Exercise details ▸
Produce an exact transcription of the listing below, omitting the pictures.
** begin **
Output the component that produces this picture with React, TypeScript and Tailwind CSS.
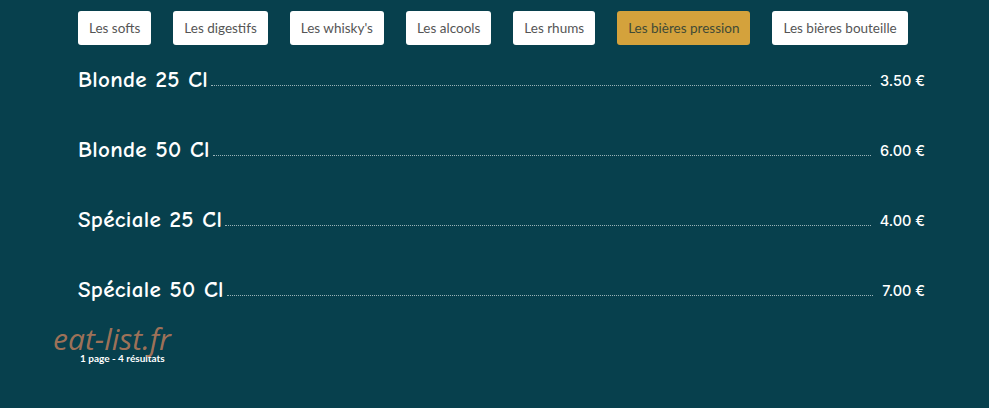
const categories = [
  "Les softs",
  "Les digestifs",
  "Les whisky's",
  "Les alcools",
  "Les rhums",
  "Les bières pression",
  "Les bières bouteille",
];

const items = [
  { name: "Blonde 25 Cl", price: "3.50 €" },
  { name: "Blonde 50 Cl", price: "6.00 €" },
  { name: "Spéciale 25 Cl", price: "4.00 €" },
  { name: "Spéciale 50 Cl", price: "7.00 €" },
];

export default function App() {
  const active = "Les bières pression";

  return (
    <div className="relative w-full min-h-[408px] bg-[#07404d] overflow-hidden">
      <div className="pl-[78px] pr-[64px] pt-[11px]">
        {/* Categories */}
        <div className="flex gap-[22px]">
          {categories.map((c) => (
            <button
              key={c}
              className={`h-[34px] px-[11px] rounded-[3px] text-[13.5px] whitespace-nowrap font-['Lato',sans-serif] ${
                c === active ? "bg-[#d4a23c] text-[#3f4a36]" : "bg-white text-[#555]"
              }`}
            >
              {c}
            </button>
          ))}
        </div>

        {/* Items */}
        <div className="mt-[20px] flex flex-col gap-[40px]">
          {items.map((it) => (
            <div key={it.name} className="flex items-end h-[30px]">
              <span className="text-[23px] leading-[30px] tracking-[0.3px] font-bold text-white font-['Comic_Sans_MS','Comic_Neue',cursive]">
                {it.name}
              </span>
              <span className="flex-1 ml-[3px] mb-[9px] border-b border-dotted border-white/60" />
              <span className="ml-[9px] mb-[5px] text-[14.5px] leading-[18px] text-white font-['Inter',sans-serif] font-medium">
                {it.price}
              </span>
            </div>
          ))}
        </div>

        {/* Pagination */}
        <div className="mt-[47px] pl-[2px] text-[10px] leading-[12px] font-bold text-white font-['Lato',sans-serif]">
          1 page - 4 résultats
        </div>
      </div>

      {/* Watermark */}
      <div className="absolute left-[53px] top-[321px] text-[30px] leading-[36px] italic text-[#b3795a]/90 font-['Open_Sans',sans-serif] pointer-events-none">
        eat-list.fr
      </div>
    </div>
  );
}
** end **
Answer below ▸
Output the component that produces this picture with React, TypeScript and Tailwind CSS.
const categories = [
  "Les softs",
  "Les digestifs",
  "Les whisky's",
  "Les alcools",
  "Les rhums",
  "Les bières pression",
  "Les bières bouteille",
];

const items = [
  { name: "Blonde 25 Cl", price: "3.50 €" },
  { name: "Blonde 50 Cl", price: "6.00 €" },
  { name: "Spéciale 25 Cl", price: "4.00 €" },
  { name: "Spéciale 50 Cl", price: "7.00 €" },
];

export default function App() {
  const active = "Les bières pression";

  return (
    <div className="relative w-full min-h-[408px] bg-[#07404d] overflow-hidden">
      <div className="pl-[78px] pr-[64px] pt-[11px]">
        {/* Categories */}
        <div className="flex gap-[22px]">
          {categories.map((c) => (
            <button
              key={c}
              className={`h-[34px] px-[11px] rounded-[3px] text-[13.5px] whitespace-nowrap font-['Lato',sans-serif] ${
                c === active ? "bg-[#d4a23c] text-[#3f4a36]" : "bg-white text-[#555]"
              }`}
            >
              {c}
            </button>
          ))}
        </div>

        {/* Items */}
        <div className="mt-[20px] flex flex-col gap-[40px]">
          {items.map((it) => (
            <div key={it.name} className="flex items-end h-[30px]">
              <span className="text-[23px] leading-[30px] tracking-[0.3px] font-bold text-white font-['Comic_Sans_MS','Comic_Neue',cursive]">
                {it.name}
              </span>
              <span className="flex-1 ml-[3px] mb-[9px] border-b border-dotted border-white/60" />
              <span className="ml-[9px] mb-[5px] text-[14.5px] leading-[18px] text-white font-['Inter',sans-serif] font-medium">
                {it.price}
              </span>
            </div>
          ))}
        </div>

        {/* Pagination */}
        <div className="mt-[47px] pl-[2px] text-[10px] leading-[12px] font-bold text-white font-['Lato',sans-serif]">
          1 page - 4 résultats
        </div>
      </div>

      {/* Watermark */}
      <div className="absolute left-[53px] top-[321px] text-[30px] leading-[36px] italic text-[#b3795a]/90 font-['Open_Sans',sans-serif] pointer-events-none">
        eat-list.fr
      </div>
    </div>
  );
}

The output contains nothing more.